Anlama alışkanlığıyla büyüdüğümüz için gündelik yaşamda konuştuğumuz sözlerin kökenini sorgulama gereği duymayız. Herkes birbirini anladığından zaten bunda da bir sakınca yoktur.
Kullanageldiğimiz sözlerin bazıları Türkçedir, bazıları değildir. Sözcük ödünçleme tüm dillerde olağandır, garipsenmez. Örneğin Rusçada kimileri değişime uğramış, kimileri aynı kalmış Türk dillerinden binlerce sözcük yaşar. Bu durum öylesine kanıksanmıştır ki, Vladimir Putin bile “hangi Rus’u kaşısanız altından Tatar çıkar” demiştir. Her topluluk yaşadığı coğrafyayı çevreleyen sosyokültürel iklimden etkilenir. Asya Türkçeleri doğal olarak Rusçadan sözcük ödünçlemiş, Rusça ise Asya Türkçelerinden.

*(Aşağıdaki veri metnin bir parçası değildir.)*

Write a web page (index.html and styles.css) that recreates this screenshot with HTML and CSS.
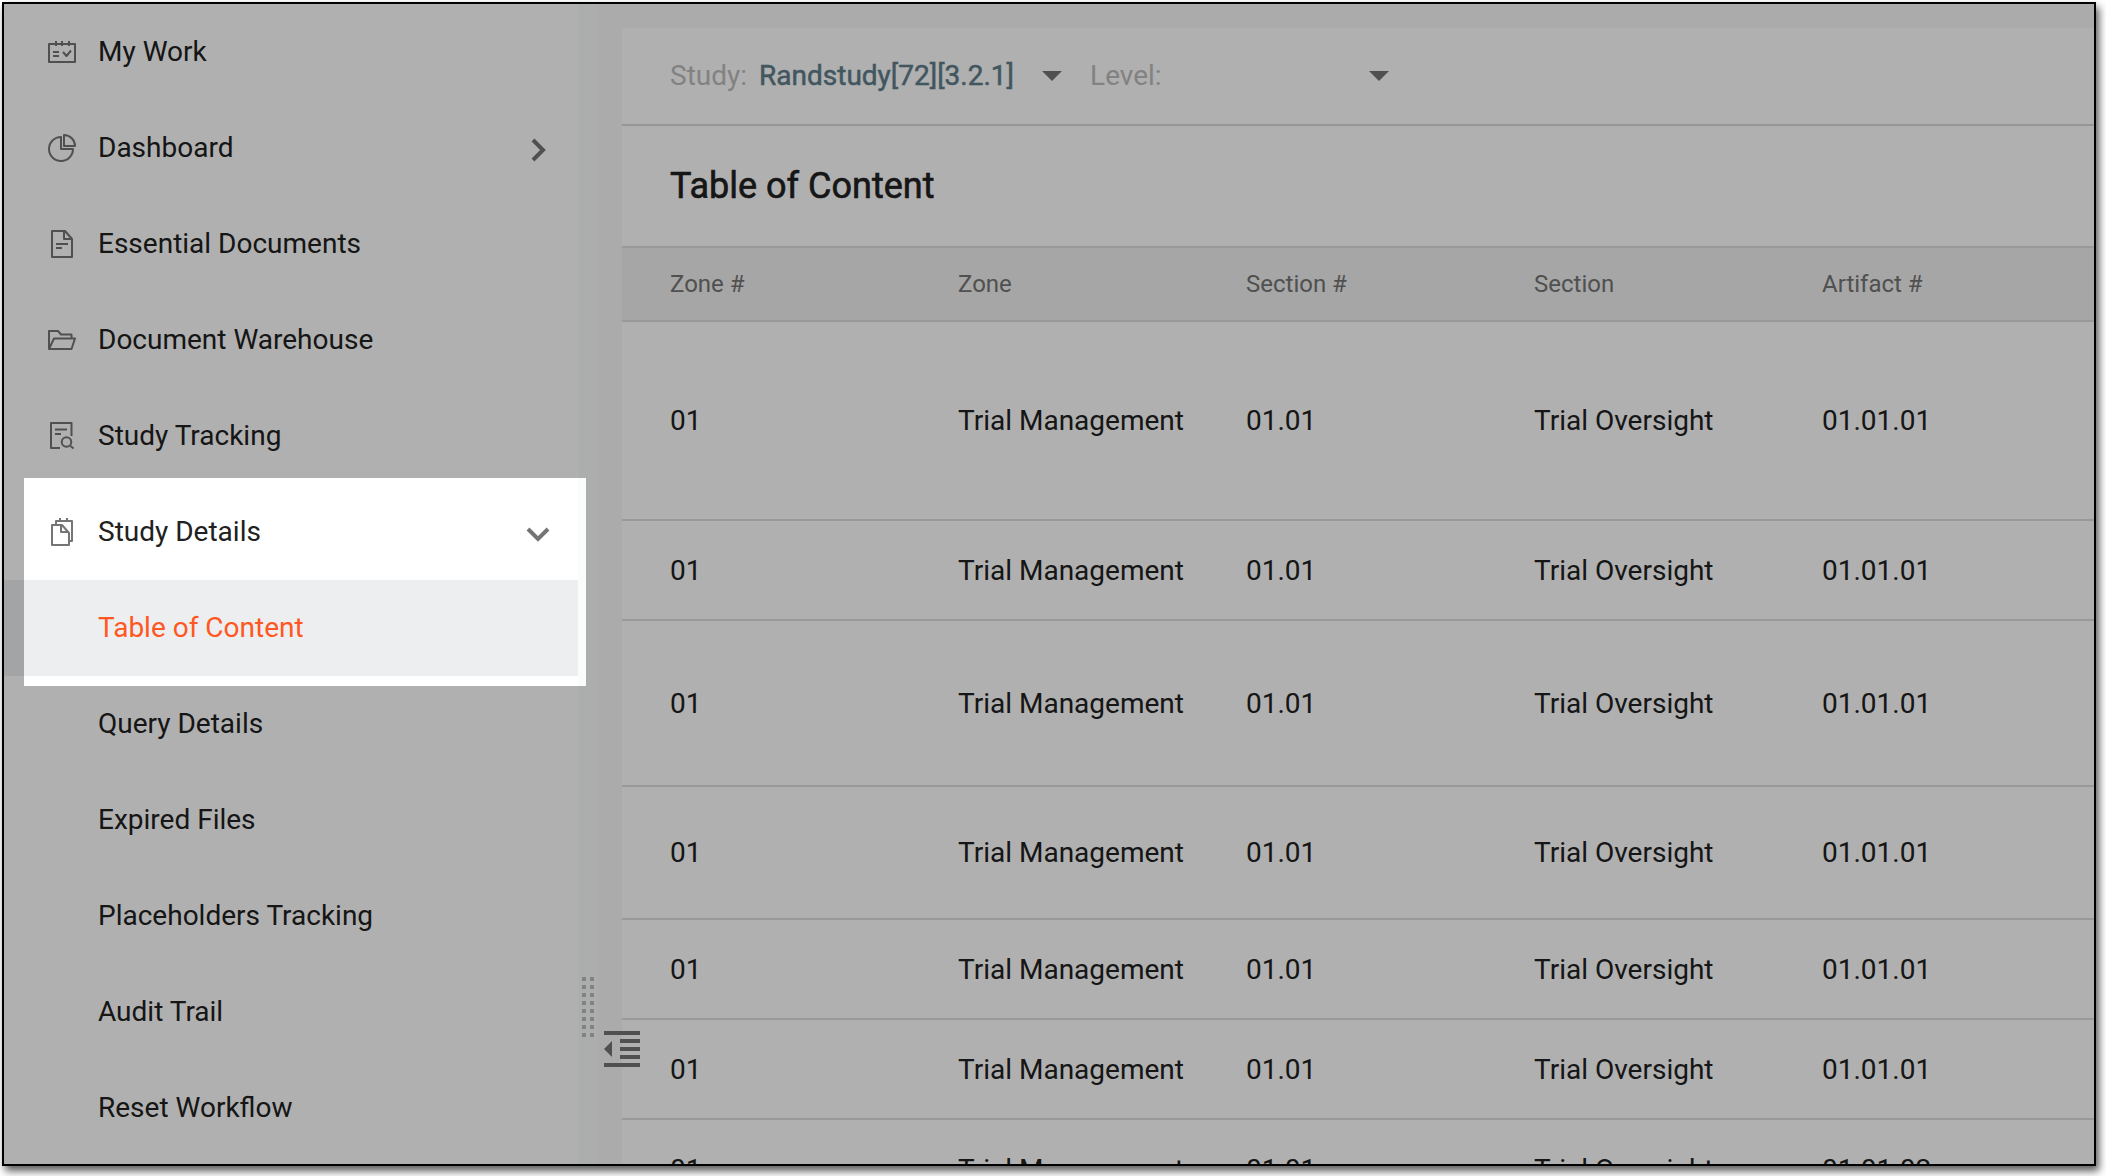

Doğruyu bilelim diye yazıyorum: Bizler Türkiye Türkleri olarak konuştuğumuz Türkçenin Asya Türkçelerinden farklı olduğunu bilmeliyiz. Türkiye Türkçesi kendi çevresi ile kurduğu ilişkilerle söz varlığını genişletmiştir. Bu son derece olağan bir durumdur ama altının çizilmesinde yarar vardır.
Kullandığımız sözlerin Türkçe olup olmadığına bakmayız, anlar, kullanır geçeriz. Siz şimdi aşağıdaki gibi kurmaca bir öyküyü okuduğumuzda da öyle olacak. Öyküdeki birçok Türkçe sözün ağırlıkla İtalyanca olduğunu fark etmeyeceksiniz. Buyurun okuyalım:
Bankanın yanındaki lokantanın kasiyeri, bankamatikten sonra numara alıp kambiyo bankosuna yöneldi.
Lokantacı: Prim meselesi halloldu mu?
Banka görevlisi: Onur bey, sigorta poliçenize göre yeni bir iskonto uygulama şansımız yok. Ayrıca eski firmanız, kasanızdaki cirolu çek ve bonolara karşılık, bilançodaki negatifliğe rağmen konkordato evvelinde acentenize prim ödemesini yapmış.
Lokantacı: Avukat da telefonda anlattı ama kafam iyice alabora oldu. Neyse piyasalar, borsa bugün ne âlemde?
Banka görevlisi: Piyasalar da kurlar da sakin.
Lokantacı: Öğlen menüde domates soslu makarna, salata, salamura lahana ve kahvenin yanında çikolatalı poğaça var. Masa rezerve edeyim mi?
Yukarıdaki konuşmada yineleyen sözlerle soru eklerini çıkarınca kalan 72 sözcüğün hangilerinin Türkçeye hangi dilden ödünçlenmiş olduğuna bakalım:
Şu 28 sözün tamamını İtalyancadan almışız: Banka, lokanta, kasiyer, bankamatik, numara, kambiyo, banko, Onur (onore), sigorta, poliçe, iskonto, bilanço, firma, kasa, ciro, bono, konkordato, acente, avukat, alabora, piyasa, borsa, makarna, salata, salamura, çikolata, poğaça, masa
Şu 9 sözü Fransızcadan almışız: Prim, şans, negatif, çek, telefon, kur, menü, sos, rezerve
Şu 9 sözü Arapçadan almışız: Mesele, rağmen, hal (olmak), ve, evvel, ama, âlem, sakin, kahve
Şu 3 sözü Yunancadan almışız: Kafa, domates, lahana
Şu 23 söz ise Türkçedir (alfabetik): Alıp, anlattı, ayrıca, baktım, bugün, çıkarmış, düşse, edeyim, eski, iyice, karşılık, neyse, oldu, bey, ne, öğlen, sonra, uygulama, var, yanında, yeni, yok, yöneldi
İşte Anadolu Türkçesi böylesine zengin bir dildir.